Task —
Write out the entire listing below exactly as it appears, minus any pictures.

Information supplied —

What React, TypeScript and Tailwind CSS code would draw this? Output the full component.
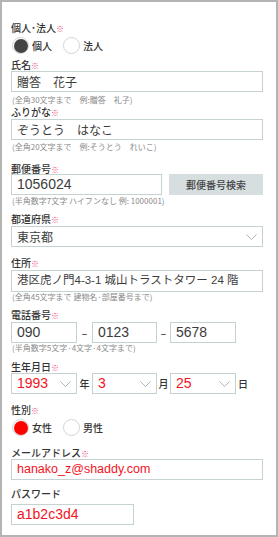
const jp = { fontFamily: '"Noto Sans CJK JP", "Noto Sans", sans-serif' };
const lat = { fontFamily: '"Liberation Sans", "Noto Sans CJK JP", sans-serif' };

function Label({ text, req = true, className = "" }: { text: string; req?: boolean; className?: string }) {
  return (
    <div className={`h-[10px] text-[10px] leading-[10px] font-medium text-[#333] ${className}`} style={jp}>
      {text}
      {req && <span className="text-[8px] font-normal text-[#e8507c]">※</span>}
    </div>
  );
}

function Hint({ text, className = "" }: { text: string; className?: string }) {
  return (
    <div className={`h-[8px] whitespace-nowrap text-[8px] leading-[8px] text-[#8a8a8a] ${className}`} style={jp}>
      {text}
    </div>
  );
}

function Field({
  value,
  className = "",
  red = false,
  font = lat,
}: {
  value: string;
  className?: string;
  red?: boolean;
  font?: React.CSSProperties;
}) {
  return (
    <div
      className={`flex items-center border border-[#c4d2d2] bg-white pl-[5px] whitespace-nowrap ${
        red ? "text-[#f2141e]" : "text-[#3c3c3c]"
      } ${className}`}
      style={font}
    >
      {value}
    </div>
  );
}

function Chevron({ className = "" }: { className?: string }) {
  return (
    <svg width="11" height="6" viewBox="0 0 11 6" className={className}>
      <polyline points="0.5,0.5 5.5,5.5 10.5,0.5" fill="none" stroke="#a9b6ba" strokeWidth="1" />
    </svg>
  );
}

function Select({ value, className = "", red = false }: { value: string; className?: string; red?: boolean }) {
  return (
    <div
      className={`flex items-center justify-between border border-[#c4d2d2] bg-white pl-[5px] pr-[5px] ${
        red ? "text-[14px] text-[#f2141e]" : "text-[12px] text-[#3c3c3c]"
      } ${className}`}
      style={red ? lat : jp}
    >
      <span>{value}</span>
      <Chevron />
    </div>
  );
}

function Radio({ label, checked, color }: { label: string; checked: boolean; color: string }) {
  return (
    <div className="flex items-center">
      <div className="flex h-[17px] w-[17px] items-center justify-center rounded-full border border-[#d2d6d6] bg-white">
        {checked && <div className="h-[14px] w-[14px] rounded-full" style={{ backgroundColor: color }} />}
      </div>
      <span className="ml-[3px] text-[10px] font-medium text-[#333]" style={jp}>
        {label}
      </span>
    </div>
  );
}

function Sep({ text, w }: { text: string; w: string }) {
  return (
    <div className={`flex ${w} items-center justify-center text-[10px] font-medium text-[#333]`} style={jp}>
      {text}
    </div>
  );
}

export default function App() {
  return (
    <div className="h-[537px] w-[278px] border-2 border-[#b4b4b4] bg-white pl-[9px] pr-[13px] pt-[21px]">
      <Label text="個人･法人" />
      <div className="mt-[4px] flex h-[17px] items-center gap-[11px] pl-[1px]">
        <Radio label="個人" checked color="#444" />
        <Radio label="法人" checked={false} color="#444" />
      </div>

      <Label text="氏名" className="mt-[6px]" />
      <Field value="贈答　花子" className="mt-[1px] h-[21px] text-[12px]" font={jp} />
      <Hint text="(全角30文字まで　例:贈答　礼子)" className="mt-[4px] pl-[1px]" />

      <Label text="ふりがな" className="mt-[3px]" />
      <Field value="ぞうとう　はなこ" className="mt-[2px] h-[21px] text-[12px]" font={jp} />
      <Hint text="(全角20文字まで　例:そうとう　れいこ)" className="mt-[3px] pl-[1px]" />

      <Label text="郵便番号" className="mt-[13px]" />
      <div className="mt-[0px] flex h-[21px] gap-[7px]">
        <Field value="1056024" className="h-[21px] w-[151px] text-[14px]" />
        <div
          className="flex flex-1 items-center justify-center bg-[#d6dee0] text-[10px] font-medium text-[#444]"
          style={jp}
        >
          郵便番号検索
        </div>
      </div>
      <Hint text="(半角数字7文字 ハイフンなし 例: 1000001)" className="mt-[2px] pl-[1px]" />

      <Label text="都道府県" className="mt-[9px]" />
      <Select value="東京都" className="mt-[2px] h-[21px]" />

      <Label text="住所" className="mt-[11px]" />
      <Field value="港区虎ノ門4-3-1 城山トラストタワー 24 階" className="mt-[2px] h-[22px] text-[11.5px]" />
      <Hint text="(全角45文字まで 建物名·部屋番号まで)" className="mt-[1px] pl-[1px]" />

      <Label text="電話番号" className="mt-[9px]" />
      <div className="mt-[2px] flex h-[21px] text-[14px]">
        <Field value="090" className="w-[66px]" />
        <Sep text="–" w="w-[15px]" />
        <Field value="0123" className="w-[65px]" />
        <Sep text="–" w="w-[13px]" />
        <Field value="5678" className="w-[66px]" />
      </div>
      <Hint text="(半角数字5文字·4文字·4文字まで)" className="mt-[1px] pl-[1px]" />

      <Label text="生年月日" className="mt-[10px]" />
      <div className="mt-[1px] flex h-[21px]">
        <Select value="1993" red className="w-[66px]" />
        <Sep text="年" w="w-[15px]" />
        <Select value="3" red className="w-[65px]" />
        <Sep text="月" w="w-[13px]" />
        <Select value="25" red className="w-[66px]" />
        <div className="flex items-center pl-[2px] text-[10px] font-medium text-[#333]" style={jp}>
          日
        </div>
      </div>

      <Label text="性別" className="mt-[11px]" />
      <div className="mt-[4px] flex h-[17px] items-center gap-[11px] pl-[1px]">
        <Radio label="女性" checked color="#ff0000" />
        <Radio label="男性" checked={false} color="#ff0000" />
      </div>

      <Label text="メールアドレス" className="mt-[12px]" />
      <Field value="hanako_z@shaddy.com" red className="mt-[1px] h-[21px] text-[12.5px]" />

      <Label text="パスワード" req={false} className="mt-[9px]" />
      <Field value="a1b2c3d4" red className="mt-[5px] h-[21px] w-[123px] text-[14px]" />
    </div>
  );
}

Expected output —
What React, TypeScript and Tailwind CSS code would draw this? Output the full component.
const jp = { fontFamily: '"Noto Sans CJK JP", "Noto Sans", sans-serif' };
const lat = { fontFamily: '"Liberation Sans", "Noto Sans CJK JP", sans-serif' };

function Label({ text, req = true, className = "" }: { text: string; req?: boolean; className?: string }) {
  return (
    <div className={`h-[10px] text-[10px] leading-[10px] font-medium text-[#333] ${className}`} style={jp}>
      {text}
      {req && <span className="text-[8px] font-normal text-[#e8507c]">※</span>}
    </div>
  );
}

function Hint({ text, className = "" }: { text: string; className?: string }) {
  return (
    <div className={`h-[8px] whitespace-nowrap text-[8px] leading-[8px] text-[#8a8a8a] ${className}`} style={jp}>
      {text}
    </div>
  );
}

function Field({
  value,
  className = "",
  red = false,
  font = lat,
}: {
  value: string;
  className?: string;
  red?: boolean;
  font?: React.CSSProperties;
}) {
  return (
    <div
      className={`flex items-center border border-[#c4d2d2] bg-white pl-[5px] whitespace-nowrap ${
        red ? "text-[#f2141e]" : "text-[#3c3c3c]"
      } ${className}`}
      style={font}
    >
      {value}
    </div>
  );
}

function Chevron({ className = "" }: { className?: string }) {
  return (
    <svg width="11" height="6" viewBox="0 0 11 6" className={className}>
      <polyline points="0.5,0.5 5.5,5.5 10.5,0.5" fill="none" stroke="#a9b6ba" strokeWidth="1" />
    </svg>
  );
}

function Select({ value, className = "", red = false }: { value: string; className?: string; red?: boolean }) {
  return (
    <div
      className={`flex items-center justify-between border border-[#c4d2d2] bg-white pl-[5px] pr-[5px] ${
        red ? "text-[14px] text-[#f2141e]" : "text-[12px] text-[#3c3c3c]"
      } ${className}`}
      style={red ? lat : jp}
    >
      <span>{value}</span>
      <Chevron />
    </div>
  );
}

function Radio({ label, checked, color }: { label: string; checked: boolean; color: string }) {
  return (
    <div className="flex items-center">
      <div className="flex h-[17px] w-[17px] items-center justify-center rounded-full border border-[#d2d6d6] bg-white">
        {checked && <div className="h-[14px] w-[14px] rounded-full" style={{ backgroundColor: color }} />}
      </div>
      <span className="ml-[3px] text-[10px] font-medium text-[#333]" style={jp}>
        {label}
      </span>
    </div>
  );
}

function Sep({ text, w }: { text: string; w: string }) {
  return (
    <div className={`flex ${w} items-center justify-center text-[10px] font-medium text-[#333]`} style={jp}>
      {text}
    </div>
  );
}

export default function App() {
  return (
    <div className="h-[537px] w-[278px] border-2 border-[#b4b4b4] bg-white pl-[9px] pr-[13px] pt-[21px]">
      <Label text="個人･法人" />
      <div className="mt-[4px] flex h-[17px] items-center gap-[11px] pl-[1px]">
        <Radio label="個人" checked color="#444" />
        <Radio label="法人" checked={false} color="#444" />
      </div>

      <Label text="氏名" className="mt-[6px]" />
      <Field value="贈答　花子" className="mt-[1px] h-[21px] text-[12px]" font={jp} />
      <Hint text="(全角30文字まで　例:贈答　礼子)" className="mt-[4px] pl-[1px]" />

      <Label text="ふりがな" className="mt-[3px]" />
      <Field value="ぞうとう　はなこ" className="mt-[2px] h-[21px] text-[12px]" font={jp} />
      <Hint text="(全角20文字まで　例:そうとう　れいこ)" className="mt-[3px] pl-[1px]" />

      <Label text="郵便番号" className="mt-[13px]" />
      <div className="mt-[0px] flex h-[21px] gap-[7px]">
        <Field value="1056024" className="h-[21px] w-[151px] text-[14px]" />
        <div
          className="flex flex-1 items-center justify-center bg-[#d6dee0] text-[10px] font-medium text-[#444]"
          style={jp}
        >
          郵便番号検索
        </div>
      </div>
      <Hint text="(半角数字7文字 ハイフンなし 例: 1000001)" className="mt-[2px] pl-[1px]" />

      <Label text="都道府県" className="mt-[9px]" />
      <Select value="東京都" className="mt-[2px] h-[21px]" />

      <Label text="住所" className="mt-[11px]" />
      <Field value="港区虎ノ門4-3-1 城山トラストタワー 24 階" className="mt-[2px] h-[22px] text-[11.5px]" />
      <Hint text="(全角45文字まで 建物名·部屋番号まで)" className="mt-[1px] pl-[1px]" />

      <Label text="電話番号" className="mt-[9px]" />
      <div className="mt-[2px] flex h-[21px] text-[14px]">
        <Field value="090" className="w-[66px]" />
        <Sep text="–" w="w-[15px]" />
        <Field value="0123" className="w-[65px]" />
        <Sep text="–" w="w-[13px]" />
        <Field value="5678" className="w-[66px]" />
      </div>
      <Hint text="(半角数字5文字·4文字·4文字まで)" className="mt-[1px] pl-[1px]" />

      <Label text="生年月日" className="mt-[10px]" />
      <div className="mt-[1px] flex h-[21px]">
        <Select value="1993" red className="w-[66px]" />
        <Sep text="年" w="w-[15px]" />
        <Select value="3" red className="w-[65px]" />
        <Sep text="月" w="w-[13px]" />
        <Select value="25" red className="w-[66px]" />
        <div className="flex items-center pl-[2px] text-[10px] font-medium text-[#333]" style={jp}>
          日
        </div>
      </div>

      <Label text="性別" className="mt-[11px]" />
      <div className="mt-[4px] flex h-[17px] items-center gap-[11px] pl-[1px]">
        <Radio label="女性" checked color="#ff0000" />
        <Radio label="男性" checked={false} color="#ff0000" />
      </div>

      <Label text="メールアドレス" className="mt-[12px]" />
      <Field value="hanako_z@shaddy.com" red className="mt-[1px] h-[21px] text-[12.5px]" />

      <Label text="パスワード" req={false} className="mt-[9px]" />
      <Field value="a1b2c3d4" red className="mt-[5px] h-[21px] w-[123px] text-[14px]" />
    </div>
  );
}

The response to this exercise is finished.